Water Street, JLL close single-asset deal for life sciences platform Eversana

Single-asset continuation fund deals have become so popular several mid-market investment banks have hired or are seeking talent to advise on such transactions.

Water Street and JLL Partners closed one of the rare types of continuation fund deals – a joint process that gives the firms more time and capital to grow the asset called Eversana, which provides commercialization services to the life sciences industry.

The deal, which closed in March, is among a slew of single-asset secondaries GPs are using to extend their holds over certain assets where they see continued growth. Single-asset continuation fund deals have become so popular that several mid-market investment banks have hired or are seeking talent to advise on such transactions.

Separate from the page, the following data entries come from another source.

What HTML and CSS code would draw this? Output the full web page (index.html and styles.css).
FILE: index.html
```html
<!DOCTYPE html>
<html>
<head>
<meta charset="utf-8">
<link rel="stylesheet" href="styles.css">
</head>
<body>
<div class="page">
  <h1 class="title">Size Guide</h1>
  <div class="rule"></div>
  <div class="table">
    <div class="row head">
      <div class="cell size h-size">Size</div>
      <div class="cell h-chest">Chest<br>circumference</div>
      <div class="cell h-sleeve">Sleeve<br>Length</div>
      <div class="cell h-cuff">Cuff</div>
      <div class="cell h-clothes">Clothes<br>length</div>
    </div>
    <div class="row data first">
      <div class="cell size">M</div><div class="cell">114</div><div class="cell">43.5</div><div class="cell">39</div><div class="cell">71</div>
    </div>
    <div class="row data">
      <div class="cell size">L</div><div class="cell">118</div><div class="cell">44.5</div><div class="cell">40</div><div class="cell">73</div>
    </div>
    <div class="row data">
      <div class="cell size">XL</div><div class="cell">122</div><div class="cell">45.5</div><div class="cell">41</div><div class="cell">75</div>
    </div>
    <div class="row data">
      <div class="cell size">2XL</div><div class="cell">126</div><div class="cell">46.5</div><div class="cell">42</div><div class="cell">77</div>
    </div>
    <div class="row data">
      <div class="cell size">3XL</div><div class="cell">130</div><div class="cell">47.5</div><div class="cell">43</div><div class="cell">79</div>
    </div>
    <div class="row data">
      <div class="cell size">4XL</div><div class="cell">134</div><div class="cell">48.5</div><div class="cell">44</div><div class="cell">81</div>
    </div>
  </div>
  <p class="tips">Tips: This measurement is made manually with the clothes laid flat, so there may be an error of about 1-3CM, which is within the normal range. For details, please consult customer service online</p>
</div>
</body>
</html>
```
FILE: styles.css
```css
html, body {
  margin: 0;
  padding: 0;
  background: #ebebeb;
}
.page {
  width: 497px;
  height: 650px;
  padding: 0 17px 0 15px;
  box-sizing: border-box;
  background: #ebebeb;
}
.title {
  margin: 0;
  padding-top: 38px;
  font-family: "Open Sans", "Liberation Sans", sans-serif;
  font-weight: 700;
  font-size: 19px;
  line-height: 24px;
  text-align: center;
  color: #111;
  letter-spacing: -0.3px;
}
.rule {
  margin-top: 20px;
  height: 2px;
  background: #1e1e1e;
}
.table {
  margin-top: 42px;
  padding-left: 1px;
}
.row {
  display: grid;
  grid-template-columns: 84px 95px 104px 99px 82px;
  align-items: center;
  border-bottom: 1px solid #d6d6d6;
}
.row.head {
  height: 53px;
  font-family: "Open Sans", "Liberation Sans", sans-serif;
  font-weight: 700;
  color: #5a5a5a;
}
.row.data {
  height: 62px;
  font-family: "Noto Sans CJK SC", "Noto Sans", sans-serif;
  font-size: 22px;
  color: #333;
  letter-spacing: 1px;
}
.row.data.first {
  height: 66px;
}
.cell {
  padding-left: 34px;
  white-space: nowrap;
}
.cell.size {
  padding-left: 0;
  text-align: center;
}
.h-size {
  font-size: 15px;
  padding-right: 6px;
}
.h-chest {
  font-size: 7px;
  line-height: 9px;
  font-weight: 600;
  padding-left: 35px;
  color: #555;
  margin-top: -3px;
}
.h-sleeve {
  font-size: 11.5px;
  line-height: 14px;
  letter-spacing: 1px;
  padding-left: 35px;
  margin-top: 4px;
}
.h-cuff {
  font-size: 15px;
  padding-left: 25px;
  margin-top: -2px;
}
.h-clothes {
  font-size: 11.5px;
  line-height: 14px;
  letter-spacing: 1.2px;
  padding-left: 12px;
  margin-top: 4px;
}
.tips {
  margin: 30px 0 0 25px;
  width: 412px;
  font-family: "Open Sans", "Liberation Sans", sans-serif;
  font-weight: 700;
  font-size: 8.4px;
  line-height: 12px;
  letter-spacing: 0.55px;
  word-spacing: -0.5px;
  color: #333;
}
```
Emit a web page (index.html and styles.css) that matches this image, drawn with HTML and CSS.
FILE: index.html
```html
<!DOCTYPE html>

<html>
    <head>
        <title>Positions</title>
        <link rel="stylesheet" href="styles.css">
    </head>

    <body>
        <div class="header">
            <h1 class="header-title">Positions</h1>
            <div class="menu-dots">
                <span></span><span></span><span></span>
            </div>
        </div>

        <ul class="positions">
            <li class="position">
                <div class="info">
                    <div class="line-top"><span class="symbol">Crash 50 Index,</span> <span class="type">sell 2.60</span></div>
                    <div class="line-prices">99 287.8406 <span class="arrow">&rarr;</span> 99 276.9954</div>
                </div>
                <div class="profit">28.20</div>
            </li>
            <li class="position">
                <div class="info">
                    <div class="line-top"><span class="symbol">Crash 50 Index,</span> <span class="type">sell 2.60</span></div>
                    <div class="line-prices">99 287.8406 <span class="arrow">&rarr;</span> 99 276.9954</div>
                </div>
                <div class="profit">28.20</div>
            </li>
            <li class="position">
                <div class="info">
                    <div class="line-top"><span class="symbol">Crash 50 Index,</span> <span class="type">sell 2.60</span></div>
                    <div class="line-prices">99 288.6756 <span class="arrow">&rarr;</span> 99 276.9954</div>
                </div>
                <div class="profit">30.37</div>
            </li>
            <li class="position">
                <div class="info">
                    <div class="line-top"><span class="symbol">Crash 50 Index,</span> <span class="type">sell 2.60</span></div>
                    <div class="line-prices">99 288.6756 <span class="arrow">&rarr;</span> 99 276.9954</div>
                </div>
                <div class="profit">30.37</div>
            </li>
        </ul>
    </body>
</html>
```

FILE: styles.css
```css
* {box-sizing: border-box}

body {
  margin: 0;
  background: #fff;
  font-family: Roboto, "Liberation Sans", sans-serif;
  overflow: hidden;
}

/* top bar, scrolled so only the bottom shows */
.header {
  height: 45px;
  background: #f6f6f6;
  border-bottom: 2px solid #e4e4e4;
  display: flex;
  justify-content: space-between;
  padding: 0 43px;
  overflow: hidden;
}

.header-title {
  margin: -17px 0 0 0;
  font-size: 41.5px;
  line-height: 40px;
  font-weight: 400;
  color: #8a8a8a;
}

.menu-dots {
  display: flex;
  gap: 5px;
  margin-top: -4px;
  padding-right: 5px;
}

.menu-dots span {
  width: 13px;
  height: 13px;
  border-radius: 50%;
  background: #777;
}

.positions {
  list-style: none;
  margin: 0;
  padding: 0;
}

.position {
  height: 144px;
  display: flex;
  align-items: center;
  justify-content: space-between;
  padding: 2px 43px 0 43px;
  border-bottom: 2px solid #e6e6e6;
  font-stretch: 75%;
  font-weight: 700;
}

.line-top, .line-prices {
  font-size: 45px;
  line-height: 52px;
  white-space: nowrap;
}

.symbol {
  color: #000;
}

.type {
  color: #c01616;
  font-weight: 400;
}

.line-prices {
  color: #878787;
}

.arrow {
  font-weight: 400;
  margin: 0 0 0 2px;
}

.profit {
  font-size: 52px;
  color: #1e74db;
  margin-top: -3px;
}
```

The Eversana deal was valued at nearly $1.75 billion. It’s not clear who the lead investors were in the process. The firms worked with Evercore as secondaries adviser on the process.

In such deals, generally existing LPs in the funds that hold the asset have the option to cash out of their interests in the company or reinvest through the continuation fund.

Water Street invested in one of the predecessor businesses now comprising Eversana in 2016. The platform rebranded as Eversana in 2018 under the ownership of Water Street and minority backer JLL.

Eversana added on Intouch Group last year in a close to $1 billion deal.

Water Street meanwhile closed its fifth fund on $1.4 billion, the firm announced in April. The firm was formed in 2006 and has since completed 150 strategic transactions and built 38 companies.

Joint GP-led deals are uncommon, but do occur. Clearlake Capital and Insight Partners have been exploring a potential concentrated-asset secondaries deal for Diligent and Appriss. The deal could total more than $4 billion, but the final structure of any transaction was still being discussed, sources told Buyouts in April.

A few other large deals have moved the market this year, including KKR’s single-asset process for Internet Brands, and Warburg Pincus’s GP-led deal for Duravant. GP-led deals represented roughly 51 percent of the $134 billion of total deal volume in 2021, according to Evercore’s 2021 volume report.